Pauwels a toujours été un animal relativement insaisissable. A tel point que leur précédent disque paru en 2019, Poena Cullei, a été zappé et qu’on était resté sur leur split avec Uns en 2016. Mais il faut surtout le comprendre en référence à la musique de ce groupe indéfinissable. Il a toujours été fortement palpable que Pauwels (originaire de Mulhouse) n’aimait pas évoluer dans un cadre bien défini. Post-rock, math-rock, noise-rock agrémentés de déviances atmosphériques et autres courants transversaux, le quatuor naviguait sans choisir, s’amusait, explorait, testait. Il n’a fait qu’accentuer, peaufiner, améliorer cette tendance jusqu’à Toli qui fait figure de franche réussite.

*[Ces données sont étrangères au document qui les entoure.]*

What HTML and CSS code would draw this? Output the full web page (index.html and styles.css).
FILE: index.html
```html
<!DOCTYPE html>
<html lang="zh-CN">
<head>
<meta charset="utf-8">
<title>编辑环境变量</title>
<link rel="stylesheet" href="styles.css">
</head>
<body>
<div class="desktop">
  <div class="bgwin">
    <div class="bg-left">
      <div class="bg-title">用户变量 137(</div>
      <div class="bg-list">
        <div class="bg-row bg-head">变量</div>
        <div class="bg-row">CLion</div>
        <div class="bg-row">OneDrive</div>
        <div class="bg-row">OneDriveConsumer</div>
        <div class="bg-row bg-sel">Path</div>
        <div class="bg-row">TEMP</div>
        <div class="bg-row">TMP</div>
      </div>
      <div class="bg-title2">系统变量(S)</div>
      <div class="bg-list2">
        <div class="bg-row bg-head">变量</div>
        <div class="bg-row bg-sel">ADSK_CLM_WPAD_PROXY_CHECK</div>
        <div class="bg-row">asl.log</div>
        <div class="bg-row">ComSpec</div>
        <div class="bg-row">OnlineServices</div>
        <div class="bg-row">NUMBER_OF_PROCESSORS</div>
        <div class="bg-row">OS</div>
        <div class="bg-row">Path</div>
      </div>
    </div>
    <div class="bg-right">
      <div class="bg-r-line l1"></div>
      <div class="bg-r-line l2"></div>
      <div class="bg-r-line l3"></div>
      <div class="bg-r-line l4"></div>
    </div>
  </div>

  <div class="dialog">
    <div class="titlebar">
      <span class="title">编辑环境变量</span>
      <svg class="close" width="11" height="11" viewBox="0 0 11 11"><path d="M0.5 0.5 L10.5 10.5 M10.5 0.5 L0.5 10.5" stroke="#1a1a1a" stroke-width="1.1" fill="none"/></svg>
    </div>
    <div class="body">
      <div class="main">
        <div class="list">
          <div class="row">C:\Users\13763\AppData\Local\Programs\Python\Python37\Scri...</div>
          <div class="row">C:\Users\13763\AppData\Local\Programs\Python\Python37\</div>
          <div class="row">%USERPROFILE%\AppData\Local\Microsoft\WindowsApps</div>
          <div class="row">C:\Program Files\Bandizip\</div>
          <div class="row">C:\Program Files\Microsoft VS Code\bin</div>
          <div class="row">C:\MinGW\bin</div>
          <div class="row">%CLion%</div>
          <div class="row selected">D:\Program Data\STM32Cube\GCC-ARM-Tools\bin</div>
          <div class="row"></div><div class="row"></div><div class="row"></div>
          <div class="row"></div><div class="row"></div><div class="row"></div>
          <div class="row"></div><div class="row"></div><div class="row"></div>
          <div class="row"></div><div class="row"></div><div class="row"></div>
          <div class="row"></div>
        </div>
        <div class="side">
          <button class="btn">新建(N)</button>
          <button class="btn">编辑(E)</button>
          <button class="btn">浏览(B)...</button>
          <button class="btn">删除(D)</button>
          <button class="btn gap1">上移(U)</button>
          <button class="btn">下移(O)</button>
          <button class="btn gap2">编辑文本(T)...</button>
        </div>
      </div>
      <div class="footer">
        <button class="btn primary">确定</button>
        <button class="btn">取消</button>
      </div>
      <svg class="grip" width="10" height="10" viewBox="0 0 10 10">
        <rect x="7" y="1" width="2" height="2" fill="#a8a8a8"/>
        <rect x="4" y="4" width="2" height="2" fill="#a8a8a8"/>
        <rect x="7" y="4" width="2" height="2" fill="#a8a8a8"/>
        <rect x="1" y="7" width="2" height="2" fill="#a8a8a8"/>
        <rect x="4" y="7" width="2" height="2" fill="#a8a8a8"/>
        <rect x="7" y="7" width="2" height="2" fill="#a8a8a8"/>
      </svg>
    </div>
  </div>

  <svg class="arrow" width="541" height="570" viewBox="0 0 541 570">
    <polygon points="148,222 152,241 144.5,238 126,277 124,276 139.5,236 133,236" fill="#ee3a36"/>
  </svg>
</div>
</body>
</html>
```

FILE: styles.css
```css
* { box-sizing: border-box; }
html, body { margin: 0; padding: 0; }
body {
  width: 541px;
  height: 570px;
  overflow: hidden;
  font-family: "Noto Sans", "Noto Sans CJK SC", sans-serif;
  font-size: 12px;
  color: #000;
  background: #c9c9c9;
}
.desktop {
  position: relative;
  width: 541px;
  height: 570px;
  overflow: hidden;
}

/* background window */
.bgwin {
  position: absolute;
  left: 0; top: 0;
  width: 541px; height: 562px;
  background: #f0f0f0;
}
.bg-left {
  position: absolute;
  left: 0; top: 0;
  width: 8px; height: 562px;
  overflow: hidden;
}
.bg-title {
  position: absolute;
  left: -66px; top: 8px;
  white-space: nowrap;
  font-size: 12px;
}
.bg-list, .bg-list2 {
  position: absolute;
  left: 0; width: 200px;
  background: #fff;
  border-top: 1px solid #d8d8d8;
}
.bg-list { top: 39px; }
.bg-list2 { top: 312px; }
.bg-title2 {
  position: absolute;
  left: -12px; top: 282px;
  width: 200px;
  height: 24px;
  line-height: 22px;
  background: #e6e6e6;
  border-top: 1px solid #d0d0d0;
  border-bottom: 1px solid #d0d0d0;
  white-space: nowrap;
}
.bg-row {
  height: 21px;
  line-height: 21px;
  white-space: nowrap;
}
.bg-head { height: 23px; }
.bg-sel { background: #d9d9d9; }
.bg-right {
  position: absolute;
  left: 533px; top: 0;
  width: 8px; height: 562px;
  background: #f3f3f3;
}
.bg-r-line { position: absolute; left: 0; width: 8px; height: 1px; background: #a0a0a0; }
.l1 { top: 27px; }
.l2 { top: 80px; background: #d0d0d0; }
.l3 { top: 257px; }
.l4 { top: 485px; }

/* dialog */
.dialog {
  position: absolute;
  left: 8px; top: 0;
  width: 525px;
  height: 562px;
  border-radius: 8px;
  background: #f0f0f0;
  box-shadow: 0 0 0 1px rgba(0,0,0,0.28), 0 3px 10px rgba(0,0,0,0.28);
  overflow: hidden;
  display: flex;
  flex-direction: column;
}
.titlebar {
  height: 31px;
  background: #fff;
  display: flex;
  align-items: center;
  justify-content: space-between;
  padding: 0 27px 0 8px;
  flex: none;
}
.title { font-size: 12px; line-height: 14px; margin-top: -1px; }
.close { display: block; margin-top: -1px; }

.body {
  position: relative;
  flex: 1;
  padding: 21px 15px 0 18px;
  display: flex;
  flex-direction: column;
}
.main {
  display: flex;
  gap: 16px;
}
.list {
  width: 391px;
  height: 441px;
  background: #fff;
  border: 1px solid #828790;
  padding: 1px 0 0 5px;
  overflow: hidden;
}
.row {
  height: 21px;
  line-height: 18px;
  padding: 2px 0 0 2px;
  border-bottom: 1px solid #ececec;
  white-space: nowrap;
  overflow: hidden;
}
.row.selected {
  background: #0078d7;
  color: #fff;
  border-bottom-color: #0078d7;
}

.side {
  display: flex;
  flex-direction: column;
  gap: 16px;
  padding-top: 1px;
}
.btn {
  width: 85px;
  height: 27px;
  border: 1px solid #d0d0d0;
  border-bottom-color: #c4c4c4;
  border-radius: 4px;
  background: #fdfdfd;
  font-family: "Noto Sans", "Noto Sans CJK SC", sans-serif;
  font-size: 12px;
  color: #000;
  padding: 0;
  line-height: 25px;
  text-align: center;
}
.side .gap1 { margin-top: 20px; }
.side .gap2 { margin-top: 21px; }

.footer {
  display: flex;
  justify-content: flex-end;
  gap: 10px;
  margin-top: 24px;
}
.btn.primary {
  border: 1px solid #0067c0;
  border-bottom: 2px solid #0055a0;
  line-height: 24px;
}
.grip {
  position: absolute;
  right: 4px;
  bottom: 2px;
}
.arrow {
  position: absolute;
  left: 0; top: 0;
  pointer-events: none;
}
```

Il était une fois la matière sonore. A partir de là, tout est possible avec Pauwels. Et si le groupe reste focalisé sur une approche noise et rock, dissonante, très rythmique et parfois mélodique, la manière d’assembler tous un tas de sonorités disparates et de jouer avec amène Toli dans des sphères plus personnelles, énigmatiques, attirantes. Pauwels crée des espaces qui lui sont propres, des silences qui en disent long, des fulgurances qui déchirent tout.
Toli ne commence pourtant pas avec sa face la plus séduisante avec les sept minutes de N 48° 34' 41,195"-E 7° 42' 6,896". Pour un titre qui ressemble à des coordonnées GPS, c’est déboussolant, n’annonce pas ce qui va suivre qui sera bien plus abrasif, agité et prenant mais dit tout de l’esprit expérimental qui anime Pauwels. Après ce morceau introductif un peu longuet où il est permis d’entendre sur la fin des bribes d’un concert celtique en Bretagne et des mâts de bateaux sous le vent, les choses sérieuses commencent réellement avec Angelo. Le morceau le plus court et violent évoquant un certain esprit Deity Guns, voir Bästard (et ce n’est pas le seul moment). Pauwels s’arc-boute sur ses instruments. La tension monte de plusieurs crans. Les guitares crissent. Les stridences et le bruit vous happent et ne vous lâchera plus. Après, c’est l’option grand format, des compos s’étalant au-delà des cinq minutes, du relief qui promet de belles émotions, trois morceaux en un avec des parties très différentes s’imbriquant entre elles pour former un long paysage sonore intense et envoûtant (Giacomo), de fragiles accords pour lancer la cavalcade infernale (Olga) d’un disque décidément très marqué par la percussion et des compos fortement changeantes mais toujours cohérentes. La fin n’a pas souvent de rapport avec le début et le milieu reste déroutant. Mais tout se tient, est tendu avec des riffs qui comptent et des idées qui marquent comme sur le somptueux Mahlowne possédant un sacré charisme.
Des effluves d’un psychédélisme noire, d’une musique industrielle sentant les ruines et une sourde rage sur fond de tôles concassées, des synthés qui couinent, une autoharpe, un piano, un xaphoon et un krar (j’en sais fichtre rien ce que c’est mais ça participe sûrement très bien à tout le bordel ingénieusement mis en place), une voix fantomatique surgissant trop rarement, c’est toute l’ambition d’un groupe convertissant ces différents éléments dans un disque sonnant finalement très rock mais à leur manière. Toli, qui signifie miroir en langue mongole, renvoie l’image d’un groupe qui a trouvé la bonne formule et surtout une divine inspiration pour nous embarquer sans coup férir dans les méandres de leur cerveau bouillonnant.